• _Provided information_
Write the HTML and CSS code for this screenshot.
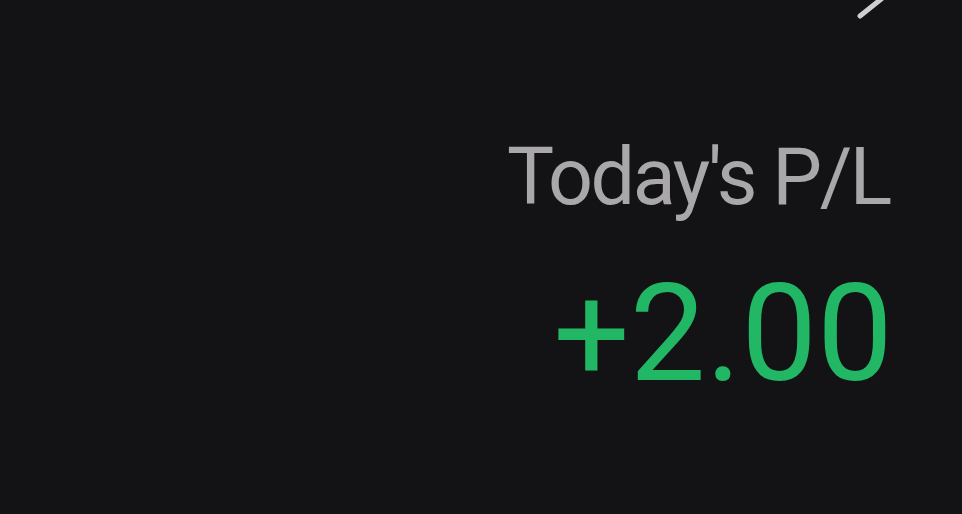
FILE: index.html
```html
<!DOCTYPE html>
<html>
<head>
<meta charset="utf-8">
<meta name="viewport" content="width=device-width, initial-scale=1">
<title>Today's P/L</title>
<link rel="stylesheet" href="styles.css">
</head>
<body>
<header class="topbar">
  <svg class="chevron" width="40" height="20" viewBox="0 0 40 20">
    <path d="M60 -30 L34 -8 L4 16" fill="none" stroke="#cfcfd1" stroke-width="5" stroke-linecap="round" stroke-linejoin="round"/>
  </svg>
</header>
<main class="pnl">
  <div class="pnl-label">Today's P/L</div>
  <div class="pnl-value">+2.00</div>
</main>
</body>
</html>
```

FILE: styles.css
```css
* {box-sizing: border-box}

body {
 margin: 0;
 background: #131315;
 font-family: Roboto, "Noto Sans", sans-serif;
 height: 514px;
 overflow: hidden;
}

.topbar {
 display: flex;
 justify-content: flex-end;
 padding-right: 66px;
 height: 20px;
}

.pnl {
 display: flex;
 flex-direction: column;
 align-items: flex-end;
 padding: 118px 72px 0 0;
}

.pnl-label {
 font-size: 79px;
 line-height: 1;
 color: #a9a7a9;
 letter-spacing: -2.4px;
}

.pnl-value {
 margin: 50px -3px 0 0;
 font-size: 135px;
 line-height: 1;
 color: #21b765;
}
```
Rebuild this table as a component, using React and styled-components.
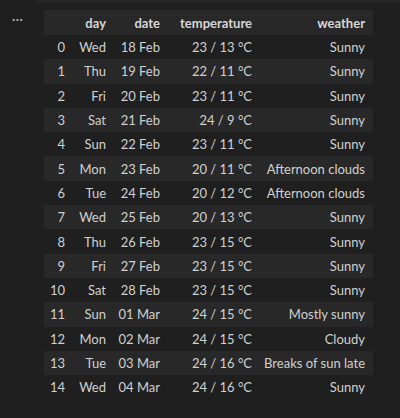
import styled, { createGlobalStyle } from "styled-components"

const GlobalStyle = createGlobalStyle`
    html, body {
        margin: 0;
        padding: 0;
        background-color: #1f1f1f;
    }
`

const Page = styled.div`
    width: 400px;
    height: 418px;
    background-color: #1f1f1f;
    color: #cccccc;
    font-family: Lato, "Open Sans", sans-serif;
    font-size: 13px;
    overflow: hidden;
`

const TopEdge = styled.div`
    height: 2px;
    margin-left: 36px;
    background-color: #262626;
`

const Cell = styled.div`
    display: flex;
    padding-top: 8px;
`

const Gutter = styled.div`
    width: 44px;
    display: flex;
    justify-content: flex-start;
    padding: 5px 0 0 12px;
    box-sizing: border-box;
`

const Dots = styled.span`
    color: #aaaaaa;
    font-size: 12px;
    letter-spacing: 0.5px;
    line-height: 8px;
    font-weight: 700;
`

const Table = styled.table`
    border-collapse: collapse;
    table-layout: fixed;
    width: 329px;
`

const Row = styled.tr`
    background-color: ${(props) => (props.striped ? "#282828" : "transparent")};
    height: ${(props) => (props.header ? "25px" : "24.3px")};
`

const Th = styled.th`
    text-align: right;
    padding: 0 8px 0 0;
    font-weight: 700;
    color: #d6d6d6;
    white-space: nowrap;
`

const Td = styled.td`
    text-align: right;
    padding: 0 8px 0 0;
    white-space: nowrap;
    color: #d0d0d0;
`

const rows = [
    ["Wed", "18 Feb", "23 / 13 °C", "Sunny"],
    ["Thu", "19 Feb", "22 / 11 °C", "Sunny"],
    ["Fri", "20 Feb", "23 / 11 °C", "Sunny"],
    ["Sat", "21 Feb", "24 / 9 °C", "Sunny"],
    ["Sun", "22 Feb", "23 / 11 °C", "Sunny"],
    ["Mon", "23 Feb", "20 / 11 °C", "Afternoon clouds"],
    ["Tue", "24 Feb", "20 / 12 °C", "Afternoon clouds"],
    ["Wed", "25 Feb", "20 / 13 °C", "Sunny"],
    ["Thu", "26 Feb", "23 / 15 °C", "Sunny"],
    ["Fri", "27 Feb", "23 / 15 °C", "Sunny"],
    ["Sat", "28 Feb", "23 / 15 °C", "Sunny"],
    ["Sun", "01 Mar", "24 / 15 °C", "Mostly sunny"],
    ["Mon", "02 Mar", "24 / 15 °C", "Cloudy"],
    ["Tue", "03 Mar", "24 / 16 °C", "Breaks of sun late"],
    ["Wed", "04 Mar", "24 / 16 °C", "Sunny"],
]

const App = () => {
    return (
        <Page>
            <GlobalStyle />
            <TopEdge />
            <Cell>
                <Gutter>
                    <Dots>···</Dots>
                </Gutter>
                <Table>
                    <colgroup>
                        <col style={{ width: 29 }} />
                        <col style={{ width: 41 }} />
                        <col style={{ width: 54 }} />
                        <col style={{ width: 92 }} />
                        <col style={{ width: 113 }} />
                    </colgroup>
                    <thead>
                        <Row header striped>
                            <Th></Th>
                            <Th>day</Th>
                            <Th>date</Th>
                            <Th>temperature</Th>
                            <Th>weather</Th>
                        </Row>
                    </thead>
                    <tbody>
                        {rows.map((r, i) => (
                            <Row key={i} striped={i % 2 === 1}>
                                <Td>{i}</Td>
                                <Td>{r[0]}</Td>
                                <Td>{r[1]}</Td>
                                <Td>{r[2]}</Td>
                                <Td>{r[3]}</Td>
                            </Row>
                        ))}
                    </tbody>
                </Table>
            </Cell>
        </Page>
    )
}

export default App
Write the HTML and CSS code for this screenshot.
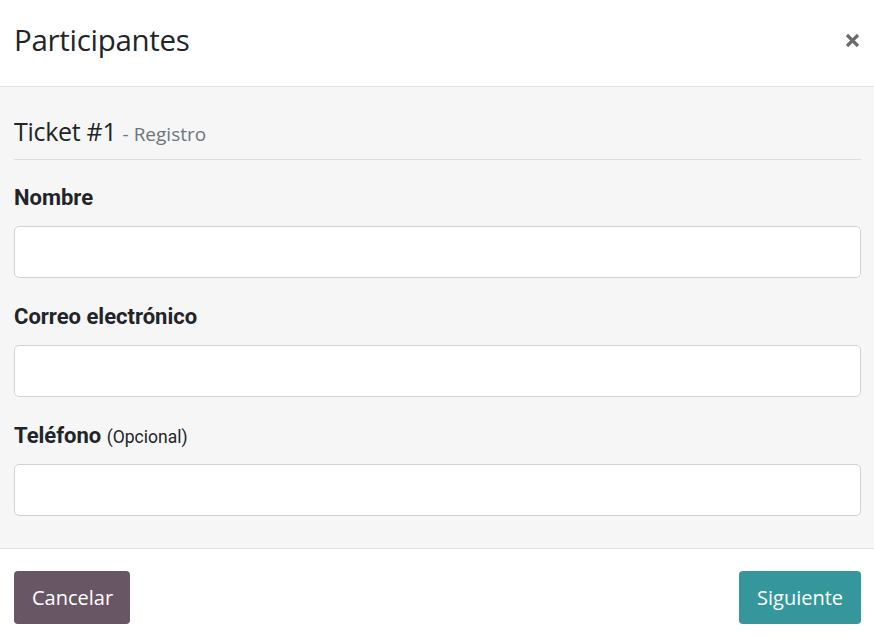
FILE: index.html
```html
<!DOCTYPE html>
<html lang="es">
<head>
<meta charset="utf-8">
<title>Participantes</title>
<link rel="stylesheet" href="styles.css">
</head>
<body>
<div class="modal">
  <header class="modal-header">
    <h1 class="modal-title">Participantes</h1>
    <button class="close" aria-label="Cerrar">
      <svg width="15" height="15" viewBox="0 0 15 15"><path d="M2 2 L13 13 M13 2 L2 13" stroke="#6c6c6c" stroke-width="3.2" stroke-linecap="butt"/></svg>
    </button>
  </header>
  <main class="modal-body">
    <h2 class="ticket-title">Ticket #1 <small>- Registro</small></h2>
    <div class="field">
      <label class="label">Nombre</label>
      <input class="input" type="text">
    </div>
    <div class="field">
      <label class="label">Correo electrónico</label>
      <input class="input" type="email">
    </div>
    <div class="field">
      <label class="label">Teléfono <span class="opt">(Opcional)</span></label>
      <input class="input" type="tel">
    </div>
  </main>
  <footer class="modal-footer">
    <button class="btn btn-secondary">Cancelar</button>
    <button class="btn btn-primary">Siguiente</button>
  </footer>
</div>
</body>
</html>
```
FILE: styles.css
```css
* { box-sizing: border-box; }
html, body { margin: 0; padding: 0; background: #fff; }
body { font-family: Roboto, "Liberation Sans", sans-serif; color: #212529; }
.modal { width: 874px; height: 638px; display: flex; flex-direction: column; }
.modal-header {
  height: 87px;
  display: flex; align-items: center; justify-content: space-between;
  padding: 0 14px 6px 14px;
  border-bottom: 1px solid #dee2e6;
}
.modal-title {
  margin: 0; font-family: "Open Sans", sans-serif; font-weight: 400;
  font-size: 29.5px; line-height: 40px; color: #212529; letter-spacing: -0.3px;
}
.close { border: 0; background: none; padding: 0; width: 15px; height: 15px; display: flex; cursor: pointer; }
.modal-body {
  background: #f6f6f6;
  padding: 27px 13px 32px 14px;
  border-bottom: 1px solid #dee2e6;
}
.ticket-title {
  margin: 0; padding-bottom: 8px; line-height: 34px;
  font-family: "Open Sans", sans-serif; font-weight: 400; font-size: 25px; color: #212529;
  border-bottom: 1px solid #dedede;
  letter-spacing: -0.3px;
}
.ticket-title small { font-size: 19px; color: #6c757d; letter-spacing: 0; }
.field { display: flex; flex-direction: column; margin-top: 25px; }
.field + .field { margin-top: 26px; }
.label { font-weight: 700; font-size: 22px; line-height: 26px; height: 26px; margin-bottom: 15px; color: #212529; }
.opt { font-weight: 400; font-size: 17.5px; line-height: 1; color: #212529; }
.input {
  height: 52px; border: 1px solid #ced4da; border-radius: 5px; background: #fff;
  font-size: 16px; padding: 0 12px;
}
.modal-footer {
  flex: 1; display: flex; justify-content: space-between; align-items: flex-start;
  padding: 22px 13px 0 14px;
}
.btn {
  height: 53px; border: 0; border-radius: 4px; color: #fff;
  font-family: "Open Sans", sans-serif; font-size: 20px; padding: 0 18px;
}
.btn-secondary { background: #685664; width: 116px; }
.btn-primary { background: #35979c; width: 122px; }
```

• _Directive_
Pick out all lines containing the string "components".

• _Completed task_
Rebuild this table as a component, using React and styled-components.
import styled, { createGlobalStyle } from "styled-components"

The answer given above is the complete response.